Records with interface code
>> START

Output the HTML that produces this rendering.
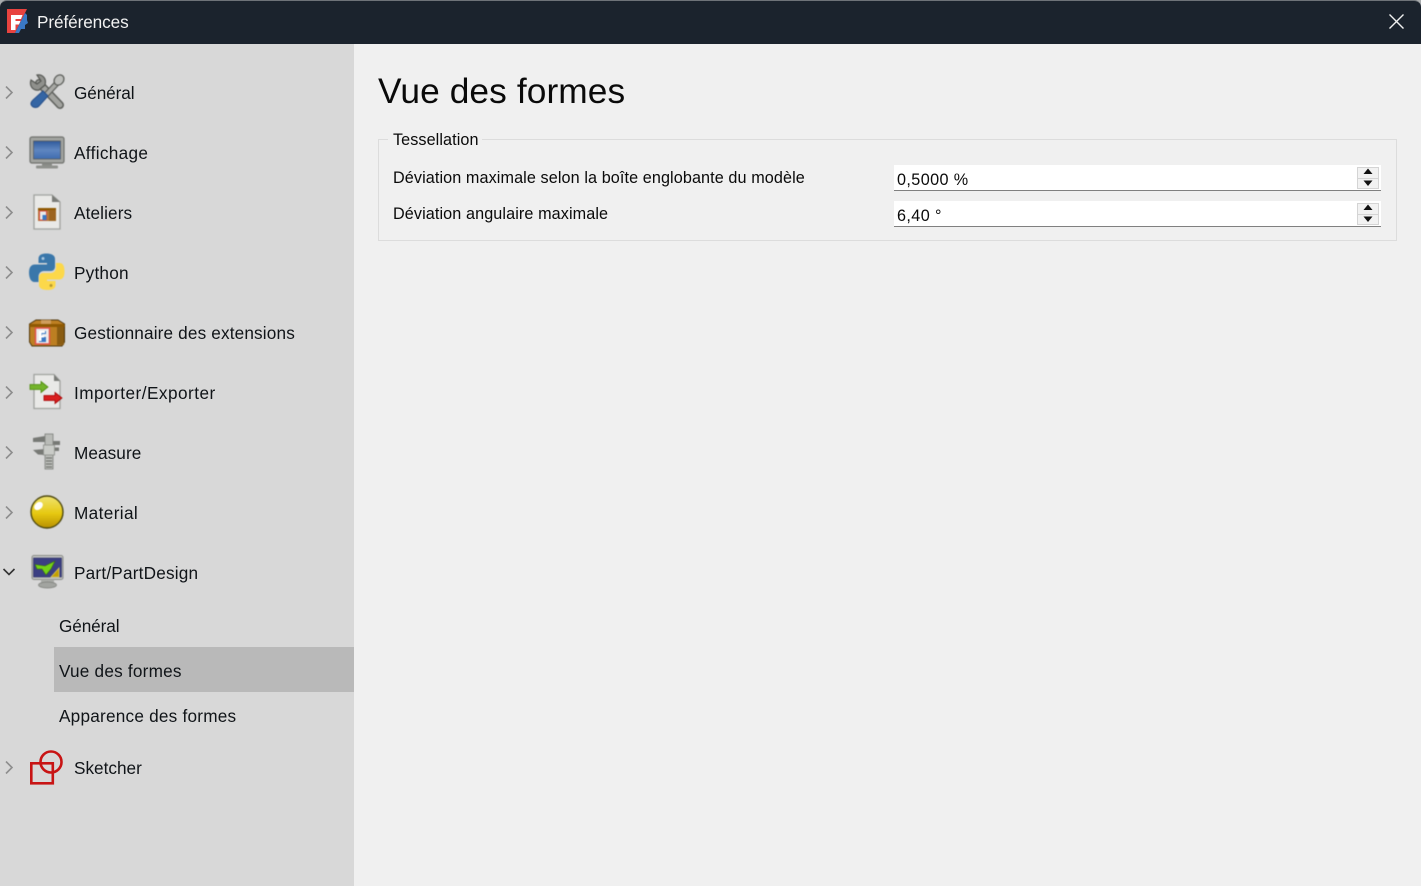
<!DOCTYPE html>
<html lang="fr"><head><meta charset="utf-8"><title>Préférences</title>
<style>
html,body{margin:0;padding:0;width:1421px;height:886px;overflow:hidden;background:#f0f0f0;font-family:"Liberation Sans",sans-serif;color:#000}
div,svg{position:absolute}
.t{white-space:nowrap;line-height:24px;height:24px;font-size:17.2px;color:#101418}
.i{left:28px;width:38px;height:38px;filter:blur(.45px)}
.c{left:3px;width:12px;height:14px}
.f{white-space:nowrap;line-height:22px;height:22px;font-size:16.2px;color:#0a0a0a}
.inp{left:894px;width:487px;height:25px;background:#fff;border-bottom:1px solid #808080}
.spin{left:1357px;width:22px;height:22px;background:#f2f2f2;border:1px solid #d4d4d4;box-sizing:border-box}
</style></head><body>
<div style="left:0;top:0;width:1421px;height:44px;background:#a9acae"></div>
<div style="left:0;top:0;width:1421px;height:44px;background:#1b232d;border-radius:7px 7px 0 0;box-sizing:border-box;border-top:1px solid #6e7378"></div>
<svg style="left:6px;top:8px;width:22px;height:26px" viewBox="0 0 22 26">
<path d="M1 1H21L19 5L9 25H1Z" fill="#e8433f"/>
<path d="M19 5L21 7V12L22 15L19 17L19 21L15 21L13 25H9Z" fill="#3a78c4"/>
<path d="M5 7H16.500L15 11H9.500V13H14.500L13 16.500H9.500V22H5Z" fill="#fff"/>
</svg>
<div class="t" style="left:37px;top:10px;color:#f2f2f2;letter-spacing:-.1px">Préférences</div>
<svg style="left:1388px;top:13px;width:17px;height:17px" viewBox="0 0 17 17"><path d="M1.500 1.500L15.500 15.500M15.500 1.500L1.500 15.500" stroke="#f0f0f0" stroke-width="1.400"/></svg>

<div style="left:0;top:44px;width:354px;height:842px;background:#d8d8d8"></div>
<div style="left:54px;top:647px;width:300px;height:45px;background:#b9b9b9"></div>

<svg class="c" style="top:86px" viewBox="0 0 12 14"><path d="M3 .500L9 6.500L3 12.500" fill="none" stroke="#8e8e8e" stroke-width="1.600"/></svg>
<svg class="c" style="top:146px" viewBox="0 0 12 14"><path d="M3 .500L9 6.500L3 12.500" fill="none" stroke="#8e8e8e" stroke-width="1.600"/></svg>
<svg class="c" style="top:206px" viewBox="0 0 12 14"><path d="M3 .500L9 6.500L3 12.500" fill="none" stroke="#8e8e8e" stroke-width="1.600"/></svg>
<svg class="c" style="top:266px" viewBox="0 0 12 14"><path d="M3 .500L9 6.500L3 12.500" fill="none" stroke="#8e8e8e" stroke-width="1.600"/></svg>
<svg class="c" style="top:326px" viewBox="0 0 12 14"><path d="M3 .500L9 6.500L3 12.500" fill="none" stroke="#8e8e8e" stroke-width="1.600"/></svg>
<svg class="c" style="top:386px" viewBox="0 0 12 14"><path d="M3 .500L9 6.500L3 12.500" fill="none" stroke="#8e8e8e" stroke-width="1.600"/></svg>
<svg class="c" style="top:446px" viewBox="0 0 12 14"><path d="M3 .500L9 6.500L3 12.500" fill="none" stroke="#8e8e8e" stroke-width="1.600"/></svg>
<svg class="c" style="top:506px" viewBox="0 0 12 14"><path d="M3 .500L9 6.500L3 12.500" fill="none" stroke="#8e8e8e" stroke-width="1.600"/></svg>
<svg class="c" style="top:761px" viewBox="0 0 12 14"><path d="M3 .500L9 6.500L3 12.500" fill="none" stroke="#8e8e8e" stroke-width="1.600"/></svg>
<svg style="left:1px;top:566px;width:16px;height:12px" viewBox="0 0 16 12"><path d="M2.500 3L8 8.500L13.500 3" fill="none" stroke="#333" stroke-width="1.600"/></svg>

<!-- Général -->
<svg class="i" style="top:73px" viewBox="0 0 38 38">
<path d="M11 10L32 32" stroke="#5e605c" stroke-width="8" stroke-linecap="round"/>
<path d="M11 10L32 32" stroke="#a2a39f" stroke-width="5" stroke-linecap="round"/>
<path d="M3 7L9 11L13 8L9 2C14 1 19 5 17 12L11 17C5 18 1 13 3 7Z" fill="#8f908c" stroke="#555753" stroke-width="1.200"/>
<path d="M31 8L18 22" stroke="#5e605c" stroke-width="6"/>
<path d="M31 8L18 22" stroke="#a8a9a5" stroke-width="3.500"/>
<ellipse cx="31" cy="7" rx="4.500" ry="5.500" transform="rotate(40 31 7)" fill="#bdbebb" stroke="#5e605c" stroke-width="1.300"/>
<path d="M15 18L20 23L11 33C9 35 6 35 4 33C2 31 3 29 5 27Z" fill="#3465a4" stroke="#28508a" stroke-width="1"/>
</svg>
<div class="t" style="left:74px;top:81px;letter-spacing:-.1px">Général</div>

<!-- Affichage -->
<svg class="i" style="top:133px" viewBox="0 0 38 38">
<defs><linearGradient id="b" x1="0" y1="0" x2="0" y2="1"><stop offset="0" stop-color="#2f5a9c"/><stop offset=".5" stop-color="#5f86c0"/><stop offset="1" stop-color="#3f6cb0"/></linearGradient></defs>
<rect x="2" y="4" width="34" height="26" rx="2" fill="#a2a4a0" stroke="#6f716d" stroke-width="1.200"/>
<rect x="5.500" y="8" width="27" height="18" fill="url(#b)" stroke="#55585a" stroke-width=".7"/>
<rect x="14" y="30" width="10" height="3" fill="#888a85"/>
<rect x="8" y="32.500" width="22" height="3" rx="1" fill="#8f918d"/>
</svg>
<div class="t" style="left:74px;top:141px;letter-spacing:.33px">Affichage</div>

<!-- Ateliers -->
<svg class="i" style="top:193px" viewBox="0 0 38 38">
<path d="M6 2H24L32 9V36H6Z" fill="#e9e9e7" stroke="#a0a29e" stroke-width="1.300"/>
<path d="M24 2V9H32Z" fill="#7a7c78"/>
<rect x="10" y="15" width="18" height="13" fill="#b5793a"/>
<rect x="10" y="15" width="18" height="2.500" fill="#8f5902"/>
<rect x="21" y="17" width="7" height="11" fill="#9c6420"/>
<rect x="11.500" y="18" width="7" height="9" fill="#e9e9e9" stroke="#d64b40"/>
<rect x="14.500" y="22" width="4" height="5" fill="#3a78c4"/>
</svg>
<div class="t" style="left:74px;top:201px;letter-spacing:.12px">Ateliers</div>

<!-- Python -->
<svg class="i" style="top:253px" viewBox="0 0 38 38">
<path d="M18.500 .500C12 .500 10.500 3 10.500 6V10H19V11.500H7C3 11.500 1 14.500 1 19.500C1 25 3 29 6.500 29H10.500V24C10.500 20.500 12.500 18 16 18H23C25.500 18 27 16 27 13.500V6C27 2.500 24 .500 18.500 .500Z" fill="#3a77aa"/>
<path d="M19.500 37C26 37 27.500 34.500 27.500 32V28H19V26.500H31C35 26.500 36.500 23.500 36.500 18.500C36.500 13 35 10 31.500 10H28V14.500C28 18 25.500 20 22.500 20H15C12.500 20 11 22 11 25V32C11 35 14 37 19.500 37Z" fill="#fcd84a"/>
<circle cx="15" cy="5.500" r="1.500" fill="#a8c6de"/><circle cx="23" cy="32.500" r="1.500" fill="#b89a30"/>
</svg>
<div class="t" style="left:74px;top:261px;letter-spacing:.2px">Python</div>

<!-- Extensions -->
<svg class="i" style="top:313px" viewBox="0 0 38 38">
<path d="M1.500 11L8 7H30L36.500 11V29L34 33H4L1.500 29Z" fill="#bd7f22" stroke="#4f360c" stroke-width="1"/>
<path d="M1.500 11H36.500V14H1.500Z" fill="#8f5902"/>
<path d="M13 7H23V11H13Z" fill="#cf9d5c"/>
<path d="M29 14H36V32H29Z" fill="#8a5c12"/>
<rect x="7.500" y="15" width="14" height="16" fill="#ececec" stroke="#e0504a" stroke-width="1.500"/>
<path d="M11 18H18V21H14V24H18V29H11Z" fill="#3a78c4"/>
<path d="M11 18H17V20H13.500V22.500H16V24.500H13.500V28H11Z" fill="#fff"/>
</svg>
<div class="t" style="left:74px;top:321px;letter-spacing:.15px">Gestionnaire des extensions</div>

<!-- Importer -->
<svg class="i" style="top:373px" viewBox="0 0 38 38">
<path d="M6 1.500H26L32 8V35.500H6Z" fill="#e9e9e7" stroke="#a0a29e" stroke-width="1.300"/>
<path d="M26 1.500V8H32Z" fill="#7a7c78"/>
<path d="M2 11.500H13V8.500L20 14L13 19.500V16.500H2Z" fill="#73b32a" stroke="#4e8a10" stroke-width=".8"/>
<path d="M16 22.500H27V19.500L34 25L27 30.500V27.500H16Z" fill="#d91f1f" stroke="#a40000" stroke-width=".8"/>
</svg>
<div class="t" style="left:74px;top:381px;letter-spacing:.47px">Importer/Exporter</div>

<!-- Measure -->
<svg class="i" style="top:433px" viewBox="0 0 38 38">
<path d="M5 5L17 3V9L5 9Z" fill="#777975"/>
<path d="M5 17L17 16V22L10 21.500Z" fill="#777975"/>
<path d="M25 8H32V12H25ZM25 14.500H31V18H25Z" fill="#777975"/>
<rect x="17" y="1" width="8" height="35" fill="#b9bbb7" stroke="#7d7f7b" stroke-width=".8"/>
<rect x="15.500" y="12" width="11" height="10" fill="#c9cbc7" stroke="#8a8c88" stroke-width=".8"/>
<path d="M18 25H24M18 28H24M18 31H24M18 34H24" stroke="#6a6c68" stroke-width="1"/>
</svg>
<div class="t" style="left:74px;top:441px;letter-spacing:.07px">Measure</div>

<!-- Material -->
<svg class="i" style="top:493px" viewBox="0 0 38 38">
<defs><linearGradient id="g" x1="0" y1="0" x2="0" y2="1"><stop offset="0" stop-color="#f0e470"/><stop offset=".55" stop-color="#e6c810"/><stop offset="1" stop-color="#b89000"/></linearGradient></defs>
<circle cx="19" cy="19" r="16" fill="url(#g)" stroke="#4f4a10" stroke-width="1.400"/>
<ellipse cx="10.500" cy="13" rx="4.800" ry="3.500" fill="#fff" transform="rotate(-40 10.500 13)"/>
</svg>
<div class="t" style="left:74px;top:501px;letter-spacing:.37px">Material</div>

<!-- Part -->
<svg class="i" style="top:553px" viewBox="0 0 38 38">
<rect x="4" y="2.500" width="31" height="24" rx="2" fill="#c4c6c2" stroke="#8a8c88"/>
<rect x="5.500" y="5" width="28" height="19" fill="#3b3f82" stroke="#2a2c60" stroke-width=".6"/>
<path d="M7 11.500L17 13L27 8L23 16L18 22L14 16H9Z" fill="#73d216" stroke="#3b6e08" stroke-width=".6"/>
<path d="M31 15V24H23Z" fill="#c4a000" stroke="#d8c46a" stroke-width=".8"/>
<path d="M13 26.500H26V31H13Z" fill="#a8aaa6"/>
<ellipse cx="19.500" cy="32" rx="9" ry="3" fill="#a2a4a0" stroke="#7d7f7b" stroke-width=".7"/>
</svg>
<div class="t" style="left:74px;top:561px;letter-spacing:.2px">Part/PartDesign</div>

<div class="t" style="left:59px;top:614px;letter-spacing:-.1px">Général</div>
<div class="t" style="left:59px;top:659px;letter-spacing:.21px">Vue des formes</div>
<div class="t" style="left:59px;top:704px;letter-spacing:.22px">Apparence des formes</div>

<!-- Sketcher -->
<svg class="i" style="top:748px;filter:blur(.3px)" viewBox="0 0 38 38">
<rect x="3.300" y="15.300" width="21.500" height="20" fill="none" stroke="#c81414" stroke-width="2.600"/>
<circle cx="23" cy="14" r="10.500" fill="none" stroke="#c81414" stroke-width="2.600"/>
</svg>
<div class="t" style="left:74px;top:756px">Sketcher</div>

<!-- Content -->
<div style="left:378px;top:69px;white-space:nowrap;line-height:46px;font-size:35.300px;color:#0a0a0a;letter-spacing:.1px">Vue des formes</div>
<div style="left:378px;top:139px;width:1019px;height:102px;box-sizing:border-box;border:1px solid #dcdcdc"></div>
<div style="left:388px;top:130px;width:94px;height:20px;background:#f0f0f0"></div>
<div class="f" style="left:393px;top:129px;letter-spacing:.08px">Tessellation</div>
<div class="f" style="left:393px;top:167px;letter-spacing:.095px">Déviation maximale selon la boîte englobante du modèle</div>
<div class="f" style="left:393px;top:203px;letter-spacing:.1px">Déviation angulaire maximale</div>

<div class="inp" style="top:165px"></div>
<div class="inp" style="top:201px"></div>
<div class="f" style="left:897px;top:169px;letter-spacing:.4px">0,5000 %</div>
<div class="f" style="left:897px;top:205px;letter-spacing:.4px">6,40 °</div>

<div class="spin" style="top:167px"></div>
<div style="left:1357px;top:178px;width:22px;height:1px;background:#d4d4d4"></div>
<svg style="left:1363px;top:168px;width:10px;height:19px" viewBox="0 0 10 19"><path d="M5 .500L9.500 6H.500ZM.500 12.500H9.500L5 18Z" fill="#111"/></svg>
<div class="spin" style="top:203px"></div>
<div style="left:1357px;top:214px;width:22px;height:1px;background:#d4d4d4"></div>
<svg style="left:1363px;top:204px;width:10px;height:19px" viewBox="0 0 10 19"><path d="M5 .500L9.500 6H.500ZM.500 12.500H9.500L5 18Z" fill="#111"/></svg>
</body></html>
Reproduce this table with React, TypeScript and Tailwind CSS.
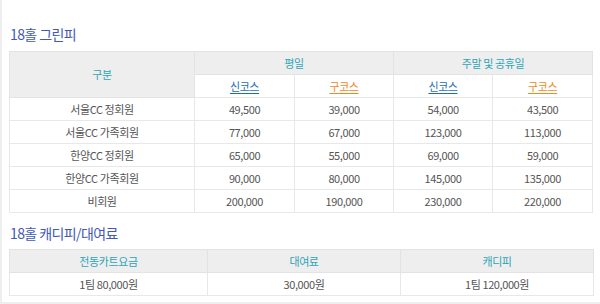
import React from 'react';

type Row = { label: string; values: string[] };

const GREEN_FEE_ROWS: Row[] = [
	{ label: '서울CC 정회원', values: ['49,500', '39,000', '54,000', '43,500'] },
	{ label: '서울CC 가족회원', values: ['77,000', '67,000', '123,000', '113,000'] },
	{ label: '한양CC 정회원', values: ['65,000', '55,000', '69,000', '59,000'] },
	{ label: '한양CC 가족회원', values: ['90,000', '80,000', '145,000', '135,000'] },
	{ label: '비회원', values: ['200,000', '190,000', '230,000', '220,000'] }
];

const RENTAL_COLUMNS = ['전동카트요금', '대여료', '캐디피'];
const RENTAL_VALUES = ['1팀 80,000원', '30,000원', '1팀 120,000원'];

const th = 'border border-[#e3e3e3] bg-[#eeeeee] font-normal text-[#2fa5b6] p-0';
const td = 'border border-[#e8e8e8] text-[#555] p-0';

function SectionTitle({ children, className }: { children: React.ReactNode; className: string }) {
	return (
		<h3 className={`pl-[1px] text-[14px] leading-[18px] font-normal tracking-[-0.6px] text-[#4059b8] ${className}`}>
			{children}
		</h3>
	);
}

export default function App() {
	return (
		<div
			className="h-[304px] w-[600px] overflow-hidden bg-white"
			style={{ fontFamily: '"Noto Sans CJK KR", "Noto Sans", sans-serif' }}
		>
			<div className="h-[304px] border-b-2 border-l-2 border-[#eeeeee] pl-[7px] pt-[25px]">
				<SectionTitle className="mb-[8px]">18홀 그린피</SectionTitle>
				<table className="w-[584px] table-fixed border-collapse text-center text-[11px] tracking-[-0.4px]">
					<colgroup>
						<col className="w-[185px]" />
						<col className="w-[100px]" />
						<col className="w-[99px]" />
						<col className="w-[99px]" />
						<col className="w-[100px]" />
					</colgroup>
					<thead>
						<tr className="h-[23px]">
							<th rowSpan={2} className={th}>
								구분
							</th>
							<th colSpan={2} className={th}>
								평일
							</th>
							<th colSpan={2} className={th}>
								주말 및 공휴일
							</th>
						</tr>
						<tr className="h-[23px]">
							{[0, 1, 2, 3].map((i) => (
								<th
									key={i}
									className={`border border-[#e8e8e8] bg-white p-0 font-normal underline underline-offset-2 ${
										i % 2 === 0 ? 'text-[#1f6db8]' : 'text-[#f08a24]'
									}`}
								>
									{i % 2 === 0 ? '신코스' : '구코스'}
								</th>
							))}
						</tr>
					</thead>
					<tbody>
						{GREEN_FEE_ROWS.map((row) => (
							<tr key={row.label} className="h-[23px]">
								<td className={td}>{row.label}</td>
								{row.values.map((v, i) => (
									<td key={i} className={td}>
										{v}
									</td>
								))}
							</tr>
						))}
					</tbody>
				</table>

				<SectionTitle className="mt-[11px] mb-[7px]">18홀 캐디피/대여료</SectionTitle>
				<table className="w-[584px] table-fixed border-collapse text-center text-[11px] tracking-[-0.4px]">
					<colgroup>
						<col className="w-[198px]" />
						<col className="w-[193px]" />
						<col className="w-[193px]" />
					</colgroup>
					<thead>
						<tr className="h-[23px]">
							{RENTAL_COLUMNS.map((c) => (
								<th key={c} className={th}>
									{c}
								</th>
							))}
						</tr>
					</thead>
					<tbody>
						<tr className="h-[23px]">
							{RENTAL_VALUES.map((v) => (
								<td key={v} className={td}>
									{v}
								</td>
							))}
						</tr>
					</tbody>
				</table>
			</div>
		</div>
	);
}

>> END

**Task details**
Retype the section that opens with the line holding "Reproduce this table" and closes with the line holding "const td = 'border", exactly as it reads, without any pictures.

**Output of the exercise**
Reproduce this table with React, TypeScript and Tailwind CSS.
import React from 'react';

type Row = { label: string; values: string[] };

const GREEN_FEE_ROWS: Row[] = [
	{ label: '서울CC 정회원', values: ['49,500', '39,000', '54,000', '43,500'] },
	{ label: '서울CC 가족회원', values: ['77,000', '67,000', '123,000', '113,000'] },
	{ label: '한양CC 정회원', values: ['65,000', '55,000', '69,000', '59,000'] },
	{ label: '한양CC 가족회원', values: ['90,000', '80,000', '145,000', '135,000'] },
	{ label: '비회원', values: ['200,000', '190,000', '230,000', '220,000'] }
];

const RENTAL_COLUMNS = ['전동카트요금', '대여료', '캐디피'];
const RENTAL_VALUES = ['1팀 80,000원', '30,000원', '1팀 120,000원'];

const th = 'border border-[#e3e3e3] bg-[#eeeeee] font-normal text-[#2fa5b6] p-0';
const td = 'border border-[#e8e8e8] text-[#555] p-0';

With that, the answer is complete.